Social distancing to stop the spread of COVID-19 can be particularly difficult for teens who may be missing out on big milestones such as graduations, proms and driving school all while being isolated from friends.
“This global pandemic is uncharted territory for children and adults alike,” says Adam Green, Clinical Coordinator, Child Development and Counselling unit at North York General Hospital.
Adam says people will react differently based on many different variables, including age, temperament, and living situation.
“While some teens will be anxious about getting ill from COVID-19, and some are feeling sad that they have not seen their friends for weeks, there are others who feel relief from reduced pressures at school socially and academically, or enjoy increased family presence in their lives,” says Adam. “As with any situation for parenting, there is no one size fits all during these times.”
Adam explains that one of the major developmental tasks of adolescence is to individuate, which means “going through a process of becoming their own distinct person.” This requires pushing away from caregivers, and may limit or make communication more difficult.
Many parents are understandably concerned about their teen’s well-being at this time and may be challenged to figure out how to check-in with their teens without seeming like they are hovering.
“During the quarantine many teens are spending even more time than usual isolating in their rooms because their options are limited,” says Adam. “This can raise parents’ anxiety, as they are unaware how their teens are doing.” Adam explains that many parents are themselves anxious during COVID-19 because of their own health, economic situation, and social isolation.

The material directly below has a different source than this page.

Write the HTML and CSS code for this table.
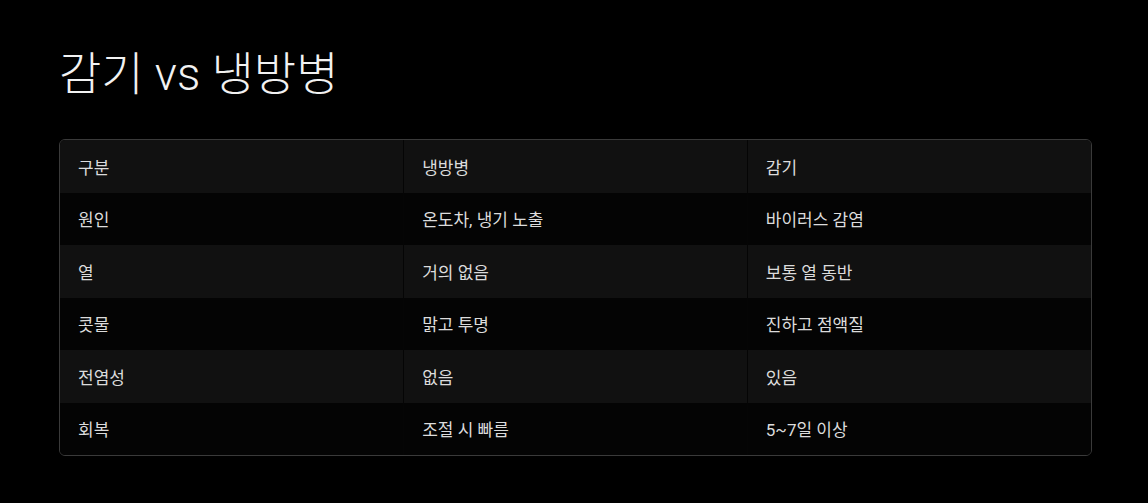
FILE: index.html
```html
<!DOCTYPE html>
<html lang="ko">
<head>
<meta charset="utf-8">
<link rel="stylesheet" href="styles.css">
</head>
<body>
<main class="page">
  <h1 class="title">감기 vs 냉방병</h1>
  <div class="table-wrap">
    <table class="cmp">
      <thead>
        <tr><th>구분</th><th>냉방병</th><th>감기</th></tr>
      </thead>
      <tbody>
        <tr><td>원인</td><td>온도차, 냉기 노출</td><td>바이러스 감염</td></tr>
        <tr><td>열</td><td>거의 없음</td><td>보통 열 동반</td></tr>
        <tr><td>콧물</td><td>맑고 투명</td><td>진하고 점액질</td></tr>
        <tr><td>전염성</td><td>없음</td><td>있음</td></tr>
        <tr><td>회복</td><td>조절 시 빠름</td><td>5~7일 이상</td></tr>
      </tbody>
    </table>
  </div>
</main>
</body>
</html>
```

FILE: styles.css
```css
html, body {
  margin: 0;
  padding: 0;
  background: #000;
}
body {
  font-family: Roboto, "Noto Sans CJK KR", sans-serif;
  color: #e6e6e6;
}
.page {
  padding: 41px 56px 0 59px;
}
.title {
  margin: 0 0 32px 0;
  font-size: 46px;
  font-weight: 300;
  line-height: 66px;
  color: #f2f2f2;
}
.table-wrap {
  border: 1px solid #3a3a3a;
  border-radius: 6px;
  overflow: hidden;
}
.cmp {
  width: 100%;
  border-collapse: collapse;
  table-layout: fixed;
}
.cmp th, .cmp td {
  text-align: left;
  font-weight: 400;
  font-size: 17px;
  height: 52.5px;
  padding: 0 18px;
  color: #dcdcdc;
  border-left: 1px solid #050505;
}
.cmp th:first-child, .cmp td:first-child {
  border-left: none;
}
.cmp thead tr {
  background: #111111;
}
.cmp tbody tr:nth-child(odd) {
  background: #040404;
}
.cmp tbody tr:nth-child(even) {
  background: #111111;
}
```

So before checking in with their teens, Adam believes it’s important for parents to ask themselves two questions: how can they stay calm instead of placing it on their child? And how much of their intervening is about calming themselves instead of actually helping their child?
Everyone is grieving the loss of normalcy to one extent or the other. Teens may be grieving the loss of seeing friends or extended family in person, routine of school, organized sports, graduation or prom. They may also be feeling anticipatory grief. What will happen with summer plans, such as jobs, camps, or concerts? What will happen with high school or university in the fall? When will things start returning to normal?
Adam points out a few ways parents and caregivers can help their children deal with grief:
Help them label their emotions (grief, anxiety, sadness, etc.)
- Encourage them to feel their feelings and not avoid them; accept what is in their control both to stay safe (social distancing, hand washing, etc.), and make the best of the situation (keeping up with a routine, family time, staying connected with friends, mastering a new skill), while trying to let go of things that are out of their control, such as when school will reopen.
- Balance out negative thoughts with positive ones. Remember that some of the brightest scientists and medical professionals around the world are working on vaccines and treatments.
- Think about three things that you are grateful for each day.
- Try to help others by making bracelets of hope, knitting and distributing masks, sending notes of kindness to others, etc.
While spending time on social media and video games is important for social connection, relaxation, and escapism, it is important to balance it with spending time in person with family, exercising at home, going for walks, reading, and engaging in hobbies that do not involve electronics.
“The most important way a parent can influence her/his teen is through role modelling,” says Adam. “So put away your phone and get moving. Invite your child to brainstorm how they can take a break from electronics and spend time together.”
Increased patience and flexibility is important during a stressful time such as this. Bedtimes and wake up will generally be later. Many of their friends may be staying up very late and they will want to as well. At the same time, routines and rules are still important.
“Speak with your teen about the pros and cons of good sleeping, eating, and exercise habits,” says Adam. “Most teens will be aware of how they are feeling and motivated to change, but it will be on their own terms and if you push, they will push back.”
When your patience is running thin, try to empathize with how your child is feeling. Remember that they are grieving their loss of normalcy.
Changes in behaviour
There is no one size fits all approach, every teen reacts differently and it is expected that there will be some changes during this abnormal times.
“Some signs that your teen may need additional mental health support includes, big changes in behaviour such as excessive worry or sadness, increased irritability, unhealthy sleeping or eating, extreme isolation, or use of alcohol or drugs,” says Adam.
While the need for mental health services for teens is up during this time, community supports are available. Immediate telephone or video mental health counselling can be accessed:
- What’s Up Walk-In clinics Monday-Friday 9 a.m. to 7 p.m.
- Mental Health T.O. at 1-866-585-6486.
- Kids Help Phone is available 24 hours a day, seven days a week at 1-800-668-6868
Therapists and psychiatrists at North York General Hospital’s Phillips House continue to be active seeing clients. The entire team was able to shift gears quickly to provide the needed mental health support virtually. Day treatment programs in both the Eating Disorders and Mental Health clinics are conducting virtual sessions with individual clients and in groups. At least one psychiatrist and therapist is on site during working hours for circumstances that require an in-person consultation.
This article first appeared in the May 2020 issue of The Pulse.